有名な古代イスラエルの王ダビデとペリシテ人ゴリアテの戦い(第一サムエル記17章)の場となった「エラの谷」にある要塞跡で発見された約3000年前の陶片の解読を行っていたイスラエル・ハイファ大学は7日、陶片の文字が世界最古のヘブライ文字であることを確認したと発表した。旧約聖書が書かれた年代については諸説あるが、それらを覆しさらに数世紀さかのぼる可能性もあるという。イスラエルの日刊英字紙『エルサレムポスト』などが伝えた。
要塞跡近くで約1年半前に発見された縦15センチメートル、横16.5センチメートルの陶片には、ヘブライ人やペリシテ人が使用していた原カナン文字で5列の文字列が記されていた。放射性炭素年代測定法によると、これらの文字は紀元前10世紀ごろのもので、ダビデ王(前1000年〜961年頃在位)時代にまでさかのぼるものと考えられるという。
解読を行ったゲルション・ガリル教授(聖書学)は、発見された文字列における動詞の使用方法や、文字列の内容自体が同地域の他の文化では見られないヘブライ語、ヘブライ社会特有のものであるとして、この文字列が初期のヘブライ文字だと判断したという。

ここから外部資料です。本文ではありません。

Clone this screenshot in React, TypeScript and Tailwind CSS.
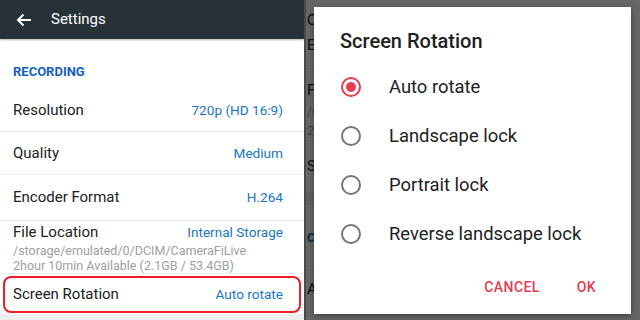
import React from "react";

type Row = { label: string; value: string };

function SettingRow({ label, value, h }: Row & { h: string }) {
    return (
        <div className={`flex items-center justify-between border-b border-[#ececec] pl-[13px] pr-[21px] ${h}`}>
            <span className="text-[15px] text-[#212121]">{label}</span>
            <span className="text-[13.6px] text-[#1b76c2]">{value}</span>
        </div>
    );
}

function LeftPanel() {
    return (
        <div className="flex h-[320px] w-[304px] flex-col bg-white">
            <div className="flex h-[39px] shrink-0 items-center bg-[#263238] shadow-[0_1px_2px_rgba(0,0,0,0.3)]">
                <svg width="16" height="14" viewBox="0 0 16 14" className="ml-[16px]">
                    <path d="M15 7H2M7.5 1.5 2 7l5.5 5.5" fill="none" stroke="white" strokeWidth="2" />
                </svg>
                <span className="ml-[19px] text-[15px] text-white">Settings</span>
            </div>
            <div className="flex h-[50px] shrink-0 items-center pl-[13px] pt-[16px]">
                <span className="text-[13px] font-bold text-[#1560bd]">RECORDING</span>
            </div>
            <SettingRow label="Resolution" value="720p (HD 16:9)" h="h-[43px]" />
            <SettingRow label="Quality" value="Medium" h="h-[43px]" />
            <SettingRow label="Encoder Format" value="H.264" h="h-[46px]" />
            <div className="flex h-[53px] flex-col border-b border-[#ececec] pl-[13px] pr-[21px]">
                <div className="flex items-center justify-between leading-[22px]">
                    <span className="text-[15px] text-[#212121]">File Location</span>
                    <span className="text-[13.6px] text-[#1b76c2]">Internal Storage</span>
                </div>
                <span className="text-[12.5px] leading-[16px] text-[#9e9e9e]">/storage/emulated/0/DCIM/CameraFiLive</span>
                <span className="text-[12.5px] leading-[14px] text-[#9e9e9e]">2hour 10min Available (2.1GB / 53.4GB)</span>
            </div>
            <div className="flex h-[40px] items-center px-[3px]">
                <div className="flex h-[37px] w-full items-center justify-between rounded-[8px] border-2 border-[#ee1c24] pl-[8px] pr-[16px]">
                    <span className="text-[15px] text-[#212121]">Screen Rotation</span>
                    <span className="text-[13.6px] text-[#1b76c2]">Auto rotate</span>
                </div>
            </div>
            <div className="flex-1 bg-[#eeeeee]" />
        </div>
    );
}

function Radio({ checked }: { checked?: boolean }) {
    return (
        <span
            className={`flex h-[20px] w-[20px] shrink-0 items-center justify-center rounded-full border-2 ${
                checked ? "border-[#ea3b50]" : "border-[#757575]"
            }`}
        >
            {checked ? <span className="h-[10px] w-[10px] rounded-full bg-[#ea3b50]" /> : null}
        </span>
    );
}

function RightPanel() {
    const options = ["Auto rotate", "Landscape lock", "Portrait lock", "Reverse landscape lock"];
    return (
        <div className="relative h-[320px] flex-1 overflow-hidden bg-white">
            {/* underlying screen, scrolled; only a sliver shows beside the dialog */}
            <div className="flex w-[8px] flex-col overflow-hidden whitespace-nowrap text-[15px] text-[#212121]">
                <div className="flex h-[23px] items-end border-b border-[#ececec] pl-[1px]">
                    <span className="-mb-[9px]">Q</span>
                </div>
                <div className="flex h-[46px] items-center border-b border-[#ececec] pl-[1px]">E</div>
                <div className="flex h-[72px] flex-col border-b border-[#ececec] pl-[1px] pt-[10px]">
                    <span>F</span>
                    <span className="text-[12px] leading-[20px] text-[#9e9e9e]">/s</span>
                    <span className="text-[12px] leading-[18px] text-[#9e9e9e]">2</span>
                </div>
                <div className="flex h-[50px] items-center pl-[1px]">S</div>
                <div className="h-[14px] bg-[#eeeeee]" />
                <div className="flex h-[62px] items-center border-b border-[#ececec] pl-[1px] pt-[4px]">
                    <span className="text-[13px] font-bold text-[#1560bd]">C</span>
                </div>
                <div className="flex h-[46px] items-center border-b border-[#ececec] pl-[1px]">A</div>
            </div>
            <div className="absolute inset-0 bg-black/60" />
            <div className="absolute left-[8px] top-[7px] flex h-[307px] w-[317px] flex-col bg-white shadow-[0_2px_6px_rgba(0,0,0,0.4)]">
                <div className="flex h-[55px] items-center pl-[26px] pt-[12px]">
                    <span className="text-[20px] font-medium text-[#212121]">Screen Rotation</span>
                </div>
                {options.map((o, i) => (
                    <div key={o} className="flex h-[49px] items-center pl-[27px]">
                        <Radio checked={i === 0} />
                        <span className="ml-[28px] text-[18.4px] text-[#212121]">{o}</span>
                    </div>
                ))}
                <div className="flex flex-1 items-center justify-end gap-[37px] pr-[35px] pt-[2px]">
                    <span className="text-[14px] font-medium tracking-[0.4px] text-[#e63c52]">CANCEL</span>
                    <span className="text-[14px] font-medium tracking-[0.4px] text-[#e63c52]">OK</span>
                </div>
            </div>
        </div>
    );
}

export default function App() {
    return (
        <div className="flex h-[320px] w-[640px] font-['Roboto',sans-serif]">
            <LeftPanel />
            <div className="w-[2px] bg-[#4a4a4a]" />
            <RightPanel />
        </div>
    );
}
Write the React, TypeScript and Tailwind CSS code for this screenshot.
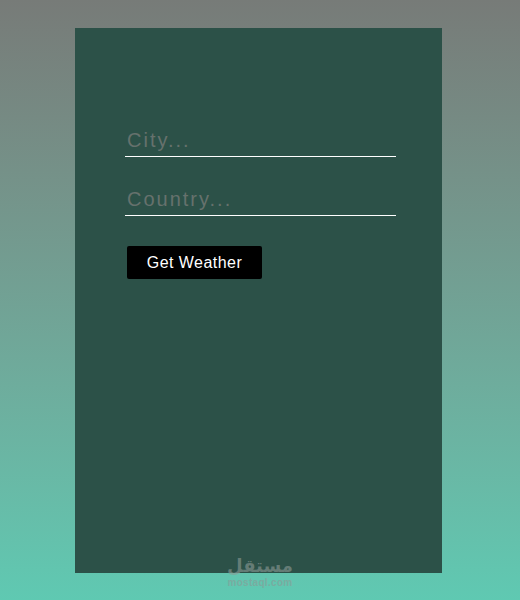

「この文字列は社会的な声明文で、奴隷や寡婦、孤児について言及している。同地域の他言語ではほとんど使われていなかった『asah(働く)』『avad(仕える)』といったヘブライ語特有の動詞が使われている。特に、文字列の中で数回出てくる『almanah(寡婦)』のような単語は、他言語では違った記述がされており、ヘブライ語特有のものだ」と説明する。
一方、ガリル教授は、今回の文字列の解読は、紀元前10世紀ごろにもヘブライ文字が使われていたということを示すもので、この時代に聖書や聖書の一部について記述する能力がなかったとする現在の研究を覆す可能性があると指摘している。
解読された文字列は下記の通り。
あなたは働いてはならない、しかし(主を)礼拝しなければならない
奴隷、寡婦を裁け 孤児を裁け
(そして)寄留者を。赤子のために弁護しろ 貧しい人々のために弁護しろ (そして)
寡婦のために。王によって貧しい人々の復帰を助けよ。
貧しい人々(と)寡婦を守り、寄留者を助けよ。